The self-propelled motion in inanimate systems is one of the fascinating manifestations of life-like behavior [1]. The size of these objects can range from molecular level- (e.g., photochemical oscillator [2] and chemo-hydrodynamic pulsations [3]) to macro- (e.g., droplets) [4–6] via microscales (e.g., Janus particles) [7–9], and the underlying mechanisms of the self-propelled motion can be diversified. It can be passive (the particles generate their motion along the gradient generated in the environment through thermophoresis, electrophoresis, or diffusiophoresis) and active (the objects also create a fluid flow, Marangoni flow, inside them which contributes to the motion).

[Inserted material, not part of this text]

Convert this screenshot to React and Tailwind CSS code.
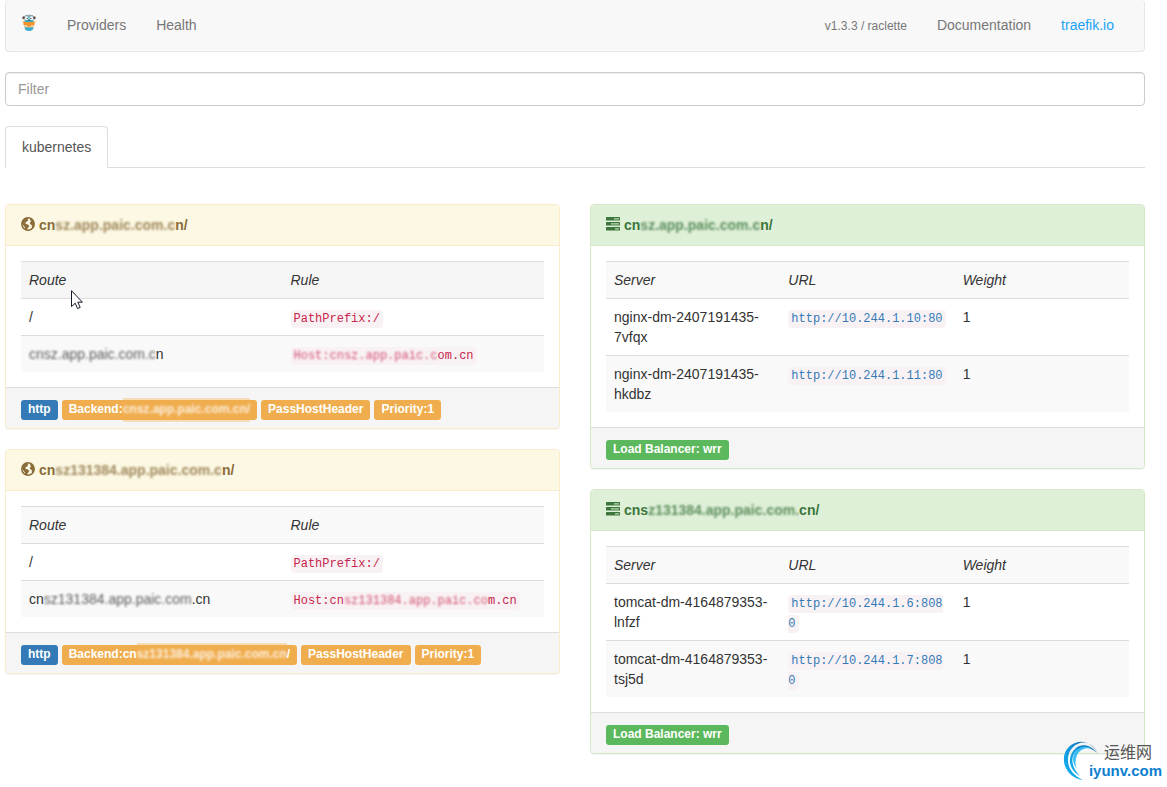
import { useState } from "react";

const frontends = [
  {
    title: ["cn", "sz.app.paic.com.c", "n/"],
    route: ["", "cnsz.app.paic.com.c", "n"],
    rule: ["", "Host:cnsz.app.paic.c", "om.cn"],
    backend: ["Backend:", "cnsz.app.paic.com.cn/", ""],
    strips: "before:absolute before:inset-x-0 before:-top-1 before:h-0.5 before:bg-[#f6dcb8] after:absolute after:inset-x-0 after:-bottom-1.5 after:h-0.5 after:bg-[#f6dcb8]",
    hovered: true,
  },
  {
    title: ["cn", "sz131384.app.paic.com.c", "n/"],
    route: ["cn", "sz131384.app.paic.com", ".cn"],
    rule: ["Host:cn", "sz131384.app.paic.co", "m.cn"],
    backend: ["Backend:cn", "sz131384.app.paic.com.cn", "/"],
    strips: "before:absolute before:inset-x-0 before:-top-1 before:h-0.5 before:bg-[#f6dcb8]",
    hovered: false,
  },
];

const backends = [
  {
    title: ["cn", "sz.app.paic.com.c", "n/"],
    servers: [
      { name: "nginx-dm-2407191435-7vfqx", url: "http://10.244.1.10:80", weight: 1 },
      { name: "nginx-dm-2407191435-hkdbz", url: "http://10.244.1.11:80", weight: 1 },
    ],
  },
  {
    title: ["cns", "z131384.app.paic.com.", "cn/"],
    servers: [
      { name: "tomcat-dm-4164879353-lnfzf", url: "http://10.244.1.6:8080", weight: 1 },
      { name: "tomcat-dm-4164879353-tsj5d", url: "http://10.244.1.7:8080", weight: 1 },
    ],
  },
];

// host names are partly hidden: [clear, masked, clear]
function Masked({ parts, strips = "" }) {
  return (
    <>
      {parts[0]}
      <span className={strips ? `relative inline-block ${strips}` : ""}>
        <span className="opacity-80 blur-[1px]">{parts[1]}</span>
      </span>
      {parts[2]}
    </>
  );
}

function GlobeIcon() {
  return (
    <svg className="mt-0.5 h-3.5 w-3.5 shrink-0" viewBox="0 0 14 14" aria-hidden="true">
      <circle cx="7" cy="7" r="6.2" fill="none" stroke="currentColor" strokeWidth="1.5" />
      <path
        fill="currentColor"
        d="M1.4 3.4 4.2 1 7.2 .8 6.6 2.2 7.4 3 6 4.4 4.4 5.6 4.6 6.8 6.8 7.6 8.4 8.8 7.4 10.4 6.4 11.4 6.2 13.2 3.8 12.6 4 10.4 2.4 8.4 .8 6.8ZM9 1 12 2.6 13.2 5.6 13.2 8.4 12 11 10.8 10 10.8 8 9.2 7.2 8.8 5.6 10.2 4.4 9.2 3.2Z"
      />
    </svg>
  );
}

function ServersIcon() {
  return (
    <svg className="mt-0.5 h-3.5 w-3.5 shrink-0" viewBox="0 0 14 14" aria-hidden="true">
      {[0, 5, 10].map((y) => (
        <rect key={y} x="0" y={y} width="14" height="3.6" rx=".6" fill="currentColor" />
      ))}
      <path d="M8 1.2H13V2.4H8ZM5 6.2H13V7.4H5ZM9 11.2H13V12.4H9Z" fill="#b9d6b3" />
    </svg>
  );
}

function GopherLogo() {
  return (
    <svg className="h-[18px] w-[14px]" viewBox="0 0 14 18" role="img" aria-label="Traefik">
      <path d="M2.6 4Q2.6.8 7 .8T11.4 4V13.6Q11.4 17 7 17T2.6 13.6Z" fill="#37abc8" />
      <path d="M3 1H11V2.6H3Z" fill="#98a2a8" />
      <circle cx="1.8" cy="3.8" r="1.5" fill="#5c4a48" />
      <circle cx="12.2" cy="3.8" r="1.5" fill="#5c4a48" />
      <circle cx="4.6" cy="4.2" r="1.9" fill="#fff" />
      <circle cx="9.4" cy="4.2" r="1.9" fill="#fff" />
      <circle cx="5.2" cy="4.4" r=".7" fill="#444" />
      <circle cx="8.8" cy="4.4" r=".7" fill="#444" />
      <path d="M6.2 5.4H7.8V6.8H6.2Z" fill="#6b5350" />
      <path d="M0 6.2 1.8 7.2V9.2L.2 8.2ZM14 6.2 12.2 7.2V9.2L13.8 8.2Z" fill="#f6dca0" />
      <path d="M1.4 7.4 7 8.2 12.6 7.4V11H1.4Z" fill="#f3932a" />
      <path d="M2.4 11H11.6V13.4H2.4Z" fill="#f3c796" />
      <path d="M5 11H9V12.4H5Z" fill="#f3932a" />
    </svg>
  );
}

function Panel({ tone, icon, title, footer, children }) {
  const warning = tone === "warning";
  return (
    <section
      className={`rounded border bg-white shadow-[0_1px_1px_rgba(0,0,0,0.05)] ${
        warning ? "border-[#faebcc]" : "border-[#d6e9c6]"
      }`}
    >
      <h2
        className={`flex items-start gap-1 rounded-t-[3px] border-b px-[15px] py-[10px] font-bold ${
          warning
            ? "border-[#faebcc] bg-[#fcf8e3] text-[#8a6d3b]"
            : "border-[#d6e9c6] bg-[#dff0d8] text-[#3c763d]"
        }`}
      >
        {icon}
        <span>
          <Masked parts={title} />
        </span>
      </h2>
      <div className="p-[15px]">{children}</div>
      <div className="flex flex-wrap gap-1 rounded-b-[3px] border-t border-[#ddd] bg-[#f5f5f5] px-[15px] pt-3 pb-2">
        {footer}
      </div>
    </section>
  );
}

function Label({ color, children }) {
  return (
    <span
      className={`rounded-[3px] px-[7px] pt-[2px] pb-1 text-[12px] leading-[14px] font-bold whitespace-nowrap text-white ${color}`}
    >
      {children}
    </span>
  );
}

function Th({ children }) {
  return <th className="border-t border-[#ddd] p-2 text-left font-normal italic">{children}</th>;
}

function Td({ children }) {
  return <td className="border-t border-[#ddd] p-2 align-top">{children}</td>;
}

function Code({ children }) {
  return (
    <code className="rounded bg-[#f9f2f4] px-[3px] py-[2px] font-['Liberation_Mono',monospace] text-[12px] leading-4 break-all text-[#c7254e]">
      {children}
    </code>
  );
}

function Frontend({ item }) {
  return (
    <Panel
      tone="warning"
      icon={<GlobeIcon />}
      title={item.title}
      footer={
        <>
          <Label color="bg-[#337ab7]">http</Label>
          <Label color="bg-[#f0ad4e]">
            <Masked parts={item.backend} strips={item.strips} />
          </Label>
          <Label color="bg-[#f0ad4e]">PassHostHeader</Label>
          <Label color="bg-[#f0ad4e]">Priority:1</Label>
        </>
      }
    >
      <table className="w-full table-fixed">
        <thead>
          <tr className={item.hovered ? "bg-[#f5f5f5]" : "bg-[#f9f9f9]"}>
            <Th>Route</Th>
            <Th>Rule</Th>
          </tr>
        </thead>
        <tbody>
          <tr>
            <Td>/</Td>
            <Td>
              <Code>PathPrefix:/</Code>
            </Td>
          </tr>
          <tr className="bg-[#f9f9f9]">
            <Td>
              <Masked parts={item.route} />
            </Td>
            <Td>
              <Code>
                <Masked parts={item.rule} />
              </Code>
            </Td>
          </tr>
        </tbody>
      </table>
    </Panel>
  );
}

function Backend({ item }) {
  return (
    <Panel
      tone="success"
      icon={<ServersIcon />}
      title={item.title}
      footer={<Label color="bg-[#5cb85c]">Load Balancer: wrr</Label>}
    >
      <table className="w-full table-fixed">
        <thead>
          <tr className="bg-[#f9f9f9]">
            <Th>Server</Th>
            <Th>URL</Th>
            <Th>Weight</Th>
          </tr>
        </thead>
        <tbody>
          {item.servers.map((s) => (
            <tr key={s.name} className="even:bg-[#f9f9f9]">
              <Td>{s.name}</Td>
              <Td>
                <Code>
                  <a href={s.url} className="text-[#337ab7]">
                    {s.url}
                  </a>
                </Code>
              </Td>
              <Td>{s.weight}</Td>
            </tr>
          ))}
        </tbody>
      </table>
    </Panel>
  );
}

function Watermark() {
  return (
    <div className="absolute right-[5px] bottom-1 h-[44px] w-[99px]">
      <svg className="absolute top-0 left-0 h-[42px] w-[40px]" viewBox="0 0 40 42" aria-hidden="true">
        <defs>
          <linearGradient id="swirl" x1="0" y1="1" x2="1" y2="0">
            <stop offset="0" stopColor="#16b6f4" />
            <stop offset=".5" stopColor="#1295dc" />
            <stop offset="1" stopColor="#0b4f96" />
          </linearGradient>
        </defs>
        <path d="M36 17C31 5 21 0 12 4 2 8-1 18 2 27 5 35 12 40 20 41 11 37 5 30 5 21 5 12 10 6 17 4 25 2 32 7 36 17Z" fill="url(#swirl)" />
        <path d="M34 14C28 6 19 4 13 9 6 15 5 24 10 31 12 34 15 36 17 37 11 31 8 24 10 17 13 8 24 4 34 14Z" fill="url(#swirl)" />
        <path d="M29 10C23 8 17 10 14 16 12 21 12 26 14 30 9 24 9 17 13 12 17 7 24 6 29 10Z" fill="#35bdf3" />
      </svg>
      <span className="absolute top-[2px] right-[10px] font-['Noto_Sans_CJK_SC',sans-serif] text-[16px] leading-5 text-[#555]">
        运维网
      </span>
      <span className="absolute right-0 bottom-1 font-['Liberation_Sans',Arial,sans-serif] text-[15px] leading-4 font-bold text-[#0f7fd0]">
        iyunv.com
      </span>
    </div>
  );
}

function Cursor() {
  return (
    <svg className="absolute top-[290px] left-[71px] h-5 w-3" viewBox="0 0 12 20" aria-hidden="true">
      <path d="M.5.7V16.6L4.2 13.2 6.6 18.6 9.2 17.4 6.8 12.2H11.4Z" fill="#fff" stroke="#111827" />
    </svg>
  );
}

export default function App() {
  const [filter, setFilter] = useState("");

  return (
    <div className="relative min-h-screen bg-white pr-[22px] pl-[5px] font-['Liberation_Sans',Arial,sans-serif] text-[14px] leading-5 text-[#333]">
      <nav className="flex h-[52px] items-start justify-between rounded border border-t-0 border-[#e7e7e7] bg-[#f8f8f8] px-[15px] text-[#777]">
        <div className="flex">
          <a href="#/" className="pt-[14px] pr-4 pl-px">
            <GopherLogo />
          </a>
          <a href="#/providers" className="px-[15px] pt-[15px]">
            Providers
          </a>
          <a href="#/health" className="px-[15px] pt-[15px]">
            Health
          </a>
        </div>
        <div className="flex">
          <a href="#/version" className="px-[15px] pt-4 text-[12px]">
            v1.3.3 / raclette
          </a>
          <a href="#/documentation" className="px-[15px] pt-[15px]">
            Documentation
          </a>
          <a href="#/traefik" className="px-[15px] pt-[15px] text-[#1ba2f5]">
            traefik.io
          </a>
        </div>
      </nav>

      <input
        type="text"
        aria-label="Filter"
        placeholder="Filter"
        value={filter}
        onChange={(e) => setFilter(e.target.value)}
        className="mt-5 block h-[34px] w-full rounded border border-[#ccc] bg-white px-3 text-[#555] shadow-[inset_0_1px_1px_rgba(0,0,0,0.075)] outline-none placeholder:text-[#999]"
      />

      <div role="tablist" className="mt-5 flex border-b border-[#ddd]">
        <button
          type="button"
          role="tab"
          aria-selected="true"
          className="-mb-px rounded-t border border-b-0 border-[#ddd] bg-white px-4 pt-[10px] pb-[11px] text-[#555]"
        >
          kubernetes
        </button>
      </div>

      <main className="mt-9 grid grid-cols-2 items-start gap-[30px]">
        <div className="flex flex-col gap-5">
          {frontends.map((item, i) => (
            <Frontend key={i} item={item} />
          ))}
        </div>
        <div className="flex flex-col gap-5">
          {backends.map((item, i) => (
            <Backend key={i} item={item} />
          ))}
        </div>
      </main>

      <Cursor />
      <Watermark />
    </div>
  );
}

The BZ reaction has been studied theoretically and experimentally as a chemical oscillatory reaction that exhibits nonlinear phenomena, e.g., synchronization [10–15], bifurcation [16, 17], and pattern formation [18–21]. Repetition between swelling and contraction of a gel loaded with the catalyst of the BZ reaction was reported [10, 22, 23]. The periodic motion of a w/o emulsion droplet consisting of the BZ solution has been demonstrated [1, 24, 25]. However, there are no reports on self-propelled systems in which the BZ reaction-produced bubble generates the driving force. In this study, we developed a self-propelled bead that exhibited repetition between up-and-down motion and synchronization between the periodic motion of the bead and the BZ chemical oscillation via the CO₂ bubble produced during the oxidation of malonic acid in the BZ reaction.

2 Experiments

The reagents used in the experiments were the same as those in a previous report [19]. Ferroin, as the metal catalyst of the BZ reaction, was adsorbed into cation exchange resin beads (Strong Acidic Cation Exchange 50Wx4 200–400 Mesh, H Form) in a similar manner to previous protocols [19]. 5.4 nmol ferroin was adsorbed per one bead (called a “BZ bead”). The BZ solution whose total volume was 1.0 mL composed of 0.75 M NaBrO₃, 1.3 M malonic acid, and 0.95 M H₂SO₄ was poured into a glass vessel (diameter: 13 mm, height: 40 mm) and then a BZ bead was put into the solution. One hour after soaking, the vessel was placed on a Peltier device (Matsuo Electric Co., LTD., MET III, Japan) to control the temperature of the solution. Temperature was monitored with a thermometer (AS ONE Co., 1-5455–02 Digital Thermometer IT-2000, Japan). The chemical oscillation and motion of the bead were monitored with a digital video camera (SONY, HDR−CX590V, Japan) from the side view. The resulting movies were analyzed with ImageJ software (National Institutes of Health, Bethesda, MD).

3 Results

At first, we investigated the motion of a BZ bead in the BZ solution. Figure 1A shows an image sequence of up-and-down motion of the BZ bead. The BZ bead generated the bubble on the top of its surface (Figure 1A1) increasing the buoyancy. The object floated to the air/aqueous interface with the bubble once the buoyancy overcame the gravitational force acting on the BZ bead and bubble (Figures 1A2, 1A3). After reaching the interface, the bubble bursted, and the BZ bead came back to the bottom of the vessel driven by the gravitational force (see Figures 1A4, 1A5). Figure 1B shows the time-variation of the position of the BZ bead and the volume of the bubble generated on the BZ bead. The BZ bead started floating when the size of the bubble reached ∼2.4 × 10⁻² mm³ (see Figure 1B). Supplementary Figure S1 shows the thermal gradients in the BZ solution. A cation exchange bead without adsorbing ferroin in the BZ solution with the thermal gradients exhibited no up-and-down motion (data not shown).

FIGURE 1

FIGURE 1. (A) Snapshots of vertical motion (side view) of the BZ bead when the temperature of the solution was 35°C. The time interval was 1.0 s. (B) Time-variation of the position of the BZ bead measured from the bottom of the vessel (filled black square) and the volume of the bubble on the bead (filled blue circle). The data corresponds to the Movie S1 in the Supplementary Material.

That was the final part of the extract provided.